## Stated goal
Copy exactly the lines from the one containing "Recreate this image" through the one containing "h-screen flex-col overflow-hidden", both included, and leave out any pictures.

(Front-end source files)
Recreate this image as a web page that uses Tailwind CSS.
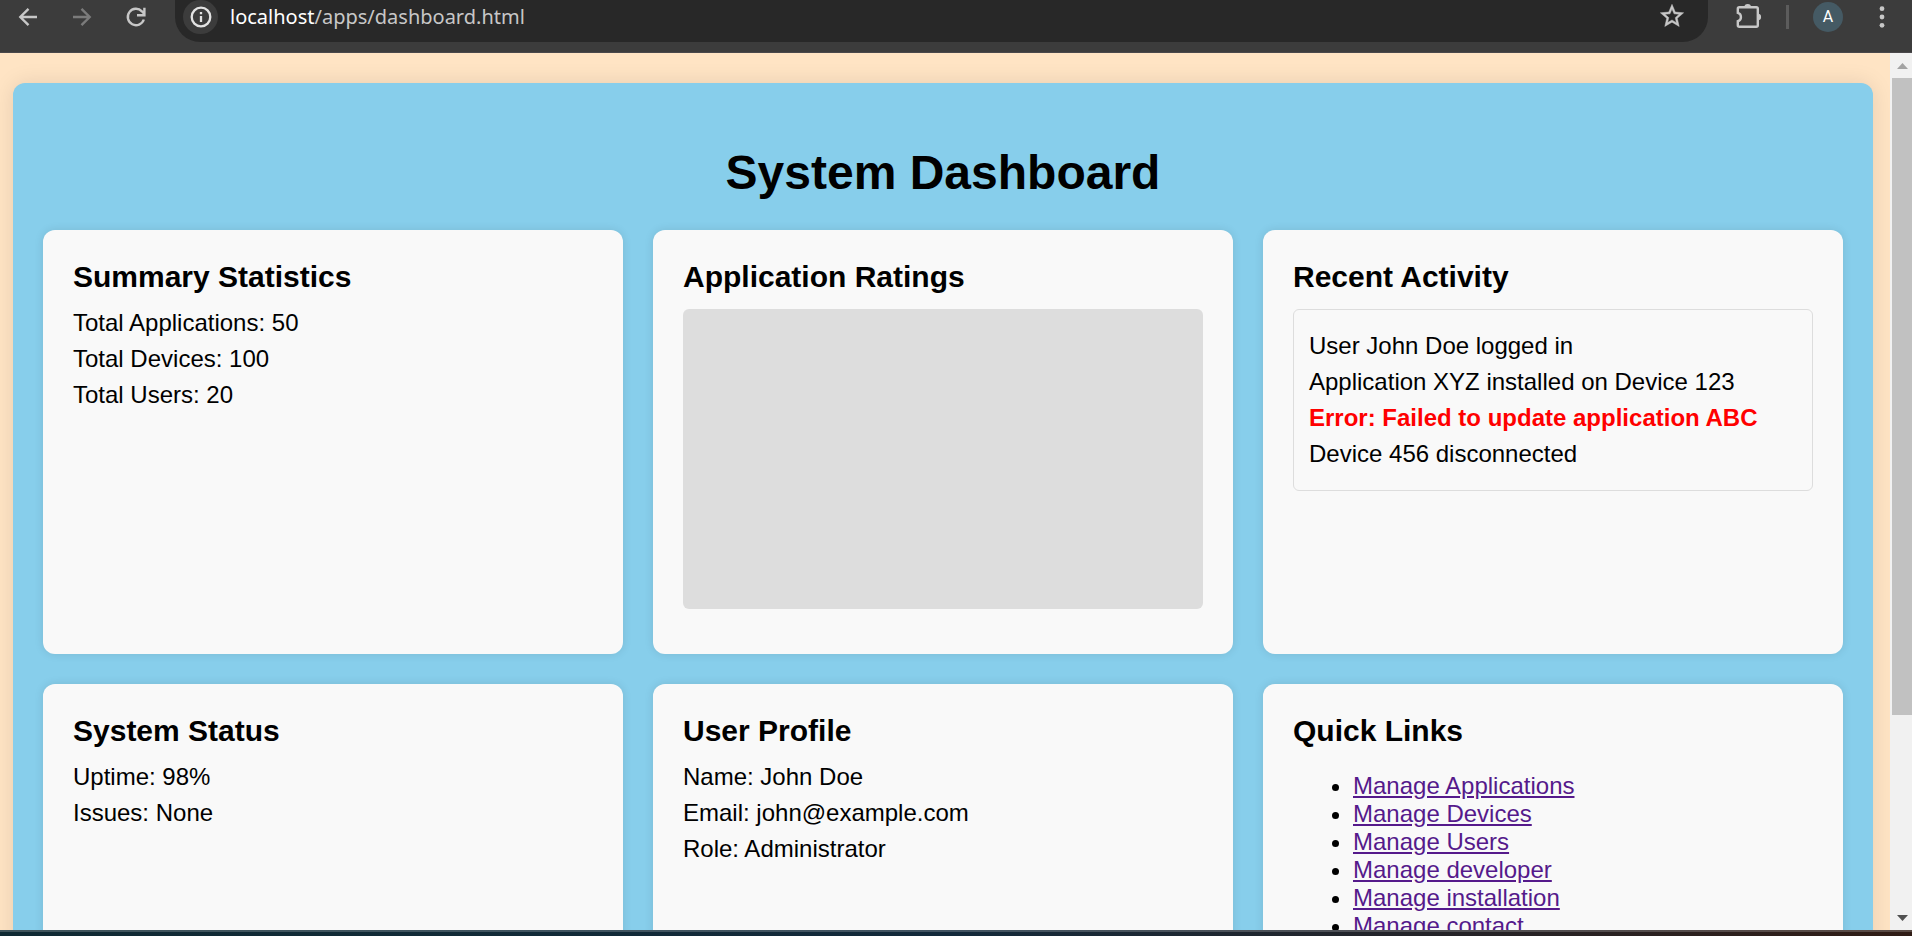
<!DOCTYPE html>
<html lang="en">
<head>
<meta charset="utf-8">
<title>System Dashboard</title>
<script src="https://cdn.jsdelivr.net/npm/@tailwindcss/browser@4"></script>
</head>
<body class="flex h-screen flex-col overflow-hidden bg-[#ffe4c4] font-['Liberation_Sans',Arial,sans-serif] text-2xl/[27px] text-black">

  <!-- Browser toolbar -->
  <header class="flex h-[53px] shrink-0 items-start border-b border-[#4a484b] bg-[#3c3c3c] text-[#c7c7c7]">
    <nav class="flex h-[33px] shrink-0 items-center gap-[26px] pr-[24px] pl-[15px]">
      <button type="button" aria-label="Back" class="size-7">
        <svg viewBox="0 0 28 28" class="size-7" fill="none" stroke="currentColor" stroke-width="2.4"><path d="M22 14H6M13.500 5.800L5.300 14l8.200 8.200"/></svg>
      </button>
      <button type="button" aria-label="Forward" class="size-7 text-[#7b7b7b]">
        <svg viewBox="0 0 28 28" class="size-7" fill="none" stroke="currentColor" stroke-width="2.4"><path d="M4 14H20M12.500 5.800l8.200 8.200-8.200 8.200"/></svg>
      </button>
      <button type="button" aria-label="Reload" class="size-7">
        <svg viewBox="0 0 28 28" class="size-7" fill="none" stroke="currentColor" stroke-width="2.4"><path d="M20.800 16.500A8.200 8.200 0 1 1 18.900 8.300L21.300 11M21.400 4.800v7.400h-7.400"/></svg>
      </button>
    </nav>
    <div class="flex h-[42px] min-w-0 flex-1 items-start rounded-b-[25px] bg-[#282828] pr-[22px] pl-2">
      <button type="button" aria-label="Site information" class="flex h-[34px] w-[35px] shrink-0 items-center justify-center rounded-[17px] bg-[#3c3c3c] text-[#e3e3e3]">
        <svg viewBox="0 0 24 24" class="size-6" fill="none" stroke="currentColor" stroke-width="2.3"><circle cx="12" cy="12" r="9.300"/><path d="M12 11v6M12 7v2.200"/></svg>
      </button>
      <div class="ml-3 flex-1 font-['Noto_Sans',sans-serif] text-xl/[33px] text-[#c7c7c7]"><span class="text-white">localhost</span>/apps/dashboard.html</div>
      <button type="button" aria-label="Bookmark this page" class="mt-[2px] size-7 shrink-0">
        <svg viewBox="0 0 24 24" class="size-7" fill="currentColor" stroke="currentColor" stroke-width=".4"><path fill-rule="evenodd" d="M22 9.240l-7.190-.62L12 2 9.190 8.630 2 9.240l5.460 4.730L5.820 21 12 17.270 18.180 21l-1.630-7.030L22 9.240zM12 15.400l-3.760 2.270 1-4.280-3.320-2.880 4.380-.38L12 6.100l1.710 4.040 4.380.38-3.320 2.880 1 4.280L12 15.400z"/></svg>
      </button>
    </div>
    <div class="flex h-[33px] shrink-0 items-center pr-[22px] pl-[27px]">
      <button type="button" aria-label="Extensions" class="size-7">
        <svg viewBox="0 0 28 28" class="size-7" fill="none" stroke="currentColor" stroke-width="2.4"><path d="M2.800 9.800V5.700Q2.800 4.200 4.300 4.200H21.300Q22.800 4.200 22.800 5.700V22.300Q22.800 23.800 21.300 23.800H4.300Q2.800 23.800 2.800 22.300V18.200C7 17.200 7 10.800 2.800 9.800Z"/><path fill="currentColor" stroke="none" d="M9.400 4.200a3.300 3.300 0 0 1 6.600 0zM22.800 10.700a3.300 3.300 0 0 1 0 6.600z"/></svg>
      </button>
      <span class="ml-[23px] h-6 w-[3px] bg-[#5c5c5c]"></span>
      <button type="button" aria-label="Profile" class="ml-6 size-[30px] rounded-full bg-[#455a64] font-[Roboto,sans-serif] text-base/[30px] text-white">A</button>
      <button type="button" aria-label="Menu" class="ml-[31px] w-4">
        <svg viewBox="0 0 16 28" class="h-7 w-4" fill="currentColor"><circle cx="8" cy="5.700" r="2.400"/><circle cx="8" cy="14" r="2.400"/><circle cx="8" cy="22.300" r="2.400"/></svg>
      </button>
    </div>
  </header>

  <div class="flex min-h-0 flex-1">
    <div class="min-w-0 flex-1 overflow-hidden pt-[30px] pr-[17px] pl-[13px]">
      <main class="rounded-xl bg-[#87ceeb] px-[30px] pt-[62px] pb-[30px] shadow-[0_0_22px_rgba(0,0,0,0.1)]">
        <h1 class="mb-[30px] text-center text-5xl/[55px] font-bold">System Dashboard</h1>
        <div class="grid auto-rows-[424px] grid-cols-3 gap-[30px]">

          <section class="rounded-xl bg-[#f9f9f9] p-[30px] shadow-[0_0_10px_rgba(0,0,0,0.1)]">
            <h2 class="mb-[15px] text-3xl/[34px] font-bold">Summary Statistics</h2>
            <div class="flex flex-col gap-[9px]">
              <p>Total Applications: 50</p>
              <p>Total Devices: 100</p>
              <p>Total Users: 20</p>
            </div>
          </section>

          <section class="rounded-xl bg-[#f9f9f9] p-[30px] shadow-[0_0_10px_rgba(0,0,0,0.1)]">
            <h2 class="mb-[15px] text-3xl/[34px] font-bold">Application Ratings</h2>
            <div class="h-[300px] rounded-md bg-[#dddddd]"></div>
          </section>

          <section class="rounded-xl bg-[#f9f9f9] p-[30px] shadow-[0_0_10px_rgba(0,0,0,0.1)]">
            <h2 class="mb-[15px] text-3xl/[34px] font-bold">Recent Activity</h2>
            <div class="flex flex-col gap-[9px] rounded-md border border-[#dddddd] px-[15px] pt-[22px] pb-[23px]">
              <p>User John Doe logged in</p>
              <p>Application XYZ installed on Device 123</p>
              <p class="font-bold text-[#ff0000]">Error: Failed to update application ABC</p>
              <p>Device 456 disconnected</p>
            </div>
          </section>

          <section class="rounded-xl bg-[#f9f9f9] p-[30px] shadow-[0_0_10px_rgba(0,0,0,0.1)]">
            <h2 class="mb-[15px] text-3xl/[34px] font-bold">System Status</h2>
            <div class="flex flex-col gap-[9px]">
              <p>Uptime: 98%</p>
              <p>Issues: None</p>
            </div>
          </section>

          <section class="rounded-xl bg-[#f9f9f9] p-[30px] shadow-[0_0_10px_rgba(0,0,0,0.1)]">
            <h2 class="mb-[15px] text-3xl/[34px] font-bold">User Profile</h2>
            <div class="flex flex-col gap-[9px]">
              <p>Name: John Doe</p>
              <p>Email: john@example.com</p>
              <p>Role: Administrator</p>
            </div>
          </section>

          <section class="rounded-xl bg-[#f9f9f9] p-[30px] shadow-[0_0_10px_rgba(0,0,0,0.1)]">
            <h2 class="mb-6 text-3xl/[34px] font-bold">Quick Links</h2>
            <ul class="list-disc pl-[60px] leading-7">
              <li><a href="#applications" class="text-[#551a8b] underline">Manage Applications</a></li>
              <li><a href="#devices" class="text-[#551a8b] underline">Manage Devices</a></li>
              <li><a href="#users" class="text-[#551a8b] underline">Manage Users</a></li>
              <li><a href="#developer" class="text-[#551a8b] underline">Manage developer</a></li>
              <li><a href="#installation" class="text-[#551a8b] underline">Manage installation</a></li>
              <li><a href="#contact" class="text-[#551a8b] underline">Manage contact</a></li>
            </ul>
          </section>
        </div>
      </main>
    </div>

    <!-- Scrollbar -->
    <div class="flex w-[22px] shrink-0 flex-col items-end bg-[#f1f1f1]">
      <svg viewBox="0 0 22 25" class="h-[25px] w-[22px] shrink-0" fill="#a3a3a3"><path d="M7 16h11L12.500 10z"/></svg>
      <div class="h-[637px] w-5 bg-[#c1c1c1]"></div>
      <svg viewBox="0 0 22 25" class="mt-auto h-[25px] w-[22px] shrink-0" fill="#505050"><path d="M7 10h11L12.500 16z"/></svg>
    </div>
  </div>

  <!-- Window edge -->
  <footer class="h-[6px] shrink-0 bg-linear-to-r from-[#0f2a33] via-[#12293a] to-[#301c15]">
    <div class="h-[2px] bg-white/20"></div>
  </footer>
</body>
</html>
* * *
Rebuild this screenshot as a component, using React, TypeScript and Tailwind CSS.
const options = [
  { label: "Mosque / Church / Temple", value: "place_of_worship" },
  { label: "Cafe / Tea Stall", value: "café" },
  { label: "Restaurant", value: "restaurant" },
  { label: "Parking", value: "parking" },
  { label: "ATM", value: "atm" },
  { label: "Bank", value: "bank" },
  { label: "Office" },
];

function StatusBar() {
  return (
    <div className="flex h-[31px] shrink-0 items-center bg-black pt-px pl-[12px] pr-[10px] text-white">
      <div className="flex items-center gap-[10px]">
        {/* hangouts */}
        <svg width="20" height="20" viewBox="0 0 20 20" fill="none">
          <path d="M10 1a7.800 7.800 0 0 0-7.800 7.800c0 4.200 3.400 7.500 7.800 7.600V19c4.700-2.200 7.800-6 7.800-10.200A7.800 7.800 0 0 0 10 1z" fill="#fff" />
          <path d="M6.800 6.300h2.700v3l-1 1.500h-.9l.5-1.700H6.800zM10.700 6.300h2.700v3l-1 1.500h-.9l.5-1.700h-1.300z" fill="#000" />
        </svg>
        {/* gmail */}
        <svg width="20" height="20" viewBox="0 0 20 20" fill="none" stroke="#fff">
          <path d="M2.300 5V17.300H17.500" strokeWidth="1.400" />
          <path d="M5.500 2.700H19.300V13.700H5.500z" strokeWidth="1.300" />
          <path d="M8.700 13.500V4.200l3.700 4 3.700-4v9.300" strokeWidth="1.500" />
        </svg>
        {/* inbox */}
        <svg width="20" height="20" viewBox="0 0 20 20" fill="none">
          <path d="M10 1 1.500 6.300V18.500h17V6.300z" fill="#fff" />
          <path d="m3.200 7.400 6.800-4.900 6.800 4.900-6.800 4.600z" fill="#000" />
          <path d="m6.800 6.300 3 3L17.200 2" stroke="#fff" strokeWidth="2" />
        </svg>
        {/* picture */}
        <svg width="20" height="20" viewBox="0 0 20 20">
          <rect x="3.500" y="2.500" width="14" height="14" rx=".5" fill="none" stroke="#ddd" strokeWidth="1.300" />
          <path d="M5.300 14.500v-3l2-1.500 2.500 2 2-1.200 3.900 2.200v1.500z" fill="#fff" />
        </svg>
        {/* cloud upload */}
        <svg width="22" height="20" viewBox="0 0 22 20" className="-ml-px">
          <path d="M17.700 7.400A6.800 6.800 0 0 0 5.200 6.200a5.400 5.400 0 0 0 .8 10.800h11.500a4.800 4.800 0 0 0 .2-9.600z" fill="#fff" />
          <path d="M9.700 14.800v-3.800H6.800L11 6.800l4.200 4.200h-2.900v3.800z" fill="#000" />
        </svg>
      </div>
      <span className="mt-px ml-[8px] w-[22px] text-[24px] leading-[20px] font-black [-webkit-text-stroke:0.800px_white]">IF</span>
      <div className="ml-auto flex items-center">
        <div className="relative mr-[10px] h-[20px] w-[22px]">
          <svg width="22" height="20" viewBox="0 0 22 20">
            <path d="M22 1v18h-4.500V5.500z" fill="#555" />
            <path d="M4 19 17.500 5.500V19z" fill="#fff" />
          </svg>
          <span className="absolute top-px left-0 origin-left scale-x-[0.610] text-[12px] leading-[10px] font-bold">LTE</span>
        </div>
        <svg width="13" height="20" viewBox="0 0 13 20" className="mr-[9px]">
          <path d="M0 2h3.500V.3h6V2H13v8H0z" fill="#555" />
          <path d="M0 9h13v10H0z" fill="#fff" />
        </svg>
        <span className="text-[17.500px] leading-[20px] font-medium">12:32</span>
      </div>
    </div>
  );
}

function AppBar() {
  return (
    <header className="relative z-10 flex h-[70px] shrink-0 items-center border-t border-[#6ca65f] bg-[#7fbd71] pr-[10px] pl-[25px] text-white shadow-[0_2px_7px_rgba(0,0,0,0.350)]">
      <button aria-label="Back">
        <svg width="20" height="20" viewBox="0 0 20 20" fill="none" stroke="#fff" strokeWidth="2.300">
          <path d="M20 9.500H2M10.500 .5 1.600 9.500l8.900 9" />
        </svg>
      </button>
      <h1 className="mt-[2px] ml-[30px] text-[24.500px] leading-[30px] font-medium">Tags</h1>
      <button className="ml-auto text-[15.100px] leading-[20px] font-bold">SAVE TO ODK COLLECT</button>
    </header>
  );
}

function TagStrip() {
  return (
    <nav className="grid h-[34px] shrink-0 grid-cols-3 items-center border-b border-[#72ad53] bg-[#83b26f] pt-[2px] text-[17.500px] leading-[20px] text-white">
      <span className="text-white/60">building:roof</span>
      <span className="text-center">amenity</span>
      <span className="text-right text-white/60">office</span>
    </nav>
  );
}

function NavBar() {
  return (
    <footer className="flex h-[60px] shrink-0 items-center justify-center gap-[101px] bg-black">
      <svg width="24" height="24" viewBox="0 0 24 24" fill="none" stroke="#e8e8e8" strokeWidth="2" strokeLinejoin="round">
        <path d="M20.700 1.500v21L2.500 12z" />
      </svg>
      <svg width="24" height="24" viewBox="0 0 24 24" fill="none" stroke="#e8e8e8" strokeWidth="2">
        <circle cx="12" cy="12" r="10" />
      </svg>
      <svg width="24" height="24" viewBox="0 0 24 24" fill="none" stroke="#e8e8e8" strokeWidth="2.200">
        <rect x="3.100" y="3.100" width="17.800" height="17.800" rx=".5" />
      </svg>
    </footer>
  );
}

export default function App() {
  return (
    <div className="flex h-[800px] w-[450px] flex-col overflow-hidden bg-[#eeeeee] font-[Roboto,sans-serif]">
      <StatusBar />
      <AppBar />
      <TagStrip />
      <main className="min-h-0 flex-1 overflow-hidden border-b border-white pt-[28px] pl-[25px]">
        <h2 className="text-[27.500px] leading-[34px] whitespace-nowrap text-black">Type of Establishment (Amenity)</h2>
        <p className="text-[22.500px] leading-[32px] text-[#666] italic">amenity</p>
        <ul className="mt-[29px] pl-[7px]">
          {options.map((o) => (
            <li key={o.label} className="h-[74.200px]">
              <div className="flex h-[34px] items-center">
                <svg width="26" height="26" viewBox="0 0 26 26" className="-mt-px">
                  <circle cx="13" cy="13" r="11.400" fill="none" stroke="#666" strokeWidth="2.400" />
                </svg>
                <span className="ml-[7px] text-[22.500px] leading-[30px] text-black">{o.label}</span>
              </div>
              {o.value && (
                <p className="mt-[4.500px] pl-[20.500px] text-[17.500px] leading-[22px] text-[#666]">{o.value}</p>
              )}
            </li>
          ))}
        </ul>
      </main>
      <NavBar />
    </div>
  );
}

## Full output
Recreate this image as a web page that uses Tailwind CSS.
<!DOCTYPE html>
<html lang="en">
<head>
<meta charset="utf-8">
<title>System Dashboard</title>
<script src="https://cdn.jsdelivr.net/npm/@tailwindcss/browser@4"></script>
</head>
<body class="flex h-screen flex-col overflow-hidden bg-[#ffe4c4] font-['Liberation_Sans',Arial,sans-serif] text-2xl/[27px] text-black">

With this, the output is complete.